It is the picture of one life. And as you look at it you see beyond it the hundred thousand lives of which it is one; you see this suffering and meaninglessness as but one hundredth part of a thousandth part of the meaningless suffering of men; you hear the angry cries of the rebellious young, the drunken laughter of the older ones who have no more rebellion in them, the quiet weeping of the mothers of many children. Around you here you see the happy faces of young students, eloquent of comfortable homes; at your elbow a gentleman of family is writing a book on the optimism of Robert Browning. And then suddenly, beneath this world of leisure and learning, you feel the supporting brawn of the wearied workers; you vision the very pillars of this vast edifice held up painfully, hour after hour, on the backs of a million sweating men; your leisure is their labor, your learning is paid for by their ignorance, your luxury is their toil.

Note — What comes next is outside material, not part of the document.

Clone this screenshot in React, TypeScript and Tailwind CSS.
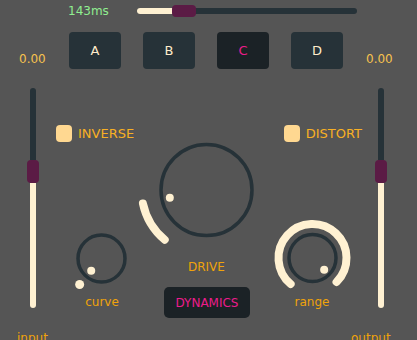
import React from 'react';

const CREAM = '#fff1d2';
const DARK = '#263238';

function pt(cx: number, cy: number, r: number, deg: number) {
  const a = (deg * Math.PI) / 180;
  return [cx + r * Math.cos(a), cy + r * Math.sin(a)];
}

function arc(cx: number, cy: number, r: number, from: number, to: number) {
  const [x0, y0] = pt(cx, cy, r, from);
  const [x1, y1] = pt(cx, cy, r, to);
  const large = to - from > 180 ? 1 : 0;
  return `M ${x0} ${y0} A ${r} ${r} 0 ${large} 1 ${x1} ${y1}`;
}

function Knob({ w, h, cx, cy, r, arcR, from, to, dotR }: {
  w: number; h: number; cx: number; cy: number; r: number; arcR: number; from: number; to: number; dotR: number;
}) {
  const [dx, dy] = pt(cx, cy, dotR, to);
  const [sx, sy] = pt(cx, cy, arcR, from);
  return (
    <svg width={w} height={h} viewBox={`0 0 ${w} ${h}`}>
      <circle cx={cx} cy={cy} r={r} fill="none" stroke={DARK} strokeWidth={3.5} />
      {to - from > 1 ? (
        <path d={arc(cx, cy, arcR, from, to)} fill="none" stroke={CREAM} strokeWidth={8} strokeLinecap="round" />
      ) : (
        <circle cx={sx} cy={sy} r={4.5} fill={CREAM} />
      )}
      <circle cx={dx} cy={dy} r={4} fill={CREAM} />
    </svg>
  );
}

function VSlider() {
  return (
    <div className="ml-[30px] mt-[19px] flex h-[220px] w-[6px] shrink-0 flex-col">
      <div className="h-[72px] rounded-t-full bg-[#263238]" />
      <div className="-ml-[3px] h-[23px] w-[12px] rounded-[4px] bg-[#5b1b45]" />
      <div className="flex-1 rounded-b-full bg-[#fff1d2]" />
    </div>
  );
}

function Check({ label }: { label: string }) {
  return (
    <div className="flex items-center gap-[6px]">
      <div className="h-[17px] w-[16px] rounded-[4px] bg-[#ffd891]" />
      <span className="text-[13px] leading-[14px] text-[#f8b024]">{label}</span>
    </div>
  );
}

export default function App() {
  const pads = ['A', 'B', 'C', 'D'];
  return (
    <div className="flex h-[340px] w-[417px] flex-col overflow-hidden bg-[#555555] font-['DejaVu_Sans',sans-serif]">
      {/* delay slider */}
      <div className="flex h-[22px] shrink-0 items-center">
        <span className="ml-[68px] w-[69px] text-[12px] leading-[14px] text-[#90ee90]">143ms</span>
        <div className="relative h-[6px] w-[220px] rounded-full bg-[#263238]">
          <div className="h-full w-[40px] rounded-l-full bg-[#fff1d2]" />
          <div className="absolute left-[35px] top-[-3px] h-[12px] w-[24px] rounded-[4px] bg-[#5b1b45]" />
        </div>
      </div>

      {/* pads */}
      <div className="mt-[10px] flex h-[37px] shrink-0">
        <span className="mb-[3px] ml-[19px] w-[50px] self-end text-[12px] leading-[14px] text-[#f7c24e]">0.00</span>
        <div className="flex gap-[22px]">
          {pads.map(p => (
            <div
              key={p}
              className={`flex w-[52px] items-center justify-center rounded-[4px] text-[13px] ${p === 'C' ? 'bg-[#1b2226] text-[#ec1c8c]' : 'bg-[#263238] text-[#ffeccb]'}`}
            >
              {p}
            </div>
          ))}
        </div>
        <span className="mb-[3px] ml-[23px] self-end text-[12px] leading-[14px] text-[#f7c24e]">0.00</span>
      </div>

      <div className="flex shrink-0">
        {/* input */}
        <div className="flex w-[56px] flex-col">
          <VSlider />
          <span className="ml-[17px] mt-[23px] text-[12px] leading-[14px] text-[#f0a30a]">input</span>
        </div>

        {/* center */}
        <div className="flex w-[309px] flex-col">
          <div className="mt-[56px] flex h-[17px] justify-between pr-[3px]">
            <Check label="INVERSE" />
            <Check label="DISTORT" />
          </div>
          <div className="flex">
            <div className="ml-[14px] mt-[86px] flex w-[64px] flex-col items-center">
              <Knob w={64} h={64} cx={31.5} cy={30.5} r={23.5} arcR={34} from={130} to={130} dotR={16} />
              <span className="mt-[3px] text-[12px] leading-[14px] text-[#f0a30a]">curve</span>
            </div>
            <div className="ml-[2px] flex w-[120px] flex-col">
              <Knob w={120} h={110} cx={70.5} cy={48} r={45.5} arcR={65} from={130} to={168} dotR={37.5} />
              <span className="ml-[52px] mt-[8px] text-[12px] leading-[14px] text-[#f0a30a]">DRIVE</span>
              <div className="ml-[28px] mt-[13px] flex h-[31px] w-[86px] items-center justify-center rounded-[5px] bg-[#1b2226] text-[12px] text-[#ec1c8c]">
                DYNAMICS
              </div>
            </div>
            <div className="ml-[16px] mt-[76px] flex w-[80px] flex-col items-center">
              <Knob w={80} h={76} cx={40.5} cy={40} r={23.5} arcR={34} from={130} to={405} dotR={16.5} />
              <span className="mt-[1px] text-[12px] leading-[14px] text-[#f0a30a]">range</span>
            </div>
          </div>
        </div>

        {/* output */}
        <div className="flex w-[52px] flex-col">
          <div className="-ml-[17px]">
            <VSlider />
          </div>
          <span className="-ml-[14px] mt-[23px] whitespace-nowrap text-[12px] leading-[14px] text-[#f0a30a]">output</span>
        </div>
      </div>
    </div>
  );
}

For a moment the great building seems to tremble, as if rebellion stirred beneath and upheaval was upon the world. Then it is still once more, and you and I are here with our thirty books.

One feels guilty of sentiment here (after reading Nietzsche!), and hurries back to the sober features of those crowded volumes. Here, in cold scientific statement, is our social problem: here are volumes biological on heredity, eugenics, dietetics, and disease; volumes sociological on marriage, prostitution, the family, the position of woman, contraception and the control of population; volumes psychological on education, criminology, and the replacement of supernatural by social religion; volumes economic on private property, poverty, child labor, industrial methods, arbitration, minimum wage, trusts, free trade, immigration, prohibition, war; volumes political on individualism and communism, anarchism and socialism, single tax, Darwinism and politics, democracy and aristocracy, patriotism, imperialism, electoral and administrative methods; methodological volumes on trade-unions and craft-unions, “direct action” and “political action,” violence and non-resistance, revolution and reform. It is a discouraging maze; we plunge into it almost hopelessly. Several of these authors have schemes for taking the social machine apart, and a few even have schemes for putting it together again; hardly one of them remembers the old warning that this machine must be kept going while it is being repaired. And each of these solutions, as its author never suspects, is but an added problem.

Let us listen to these men for a while, let us follow them for a space, and see where they bring us out. They may not bring us out at all; but perhaps that is just what we need to see.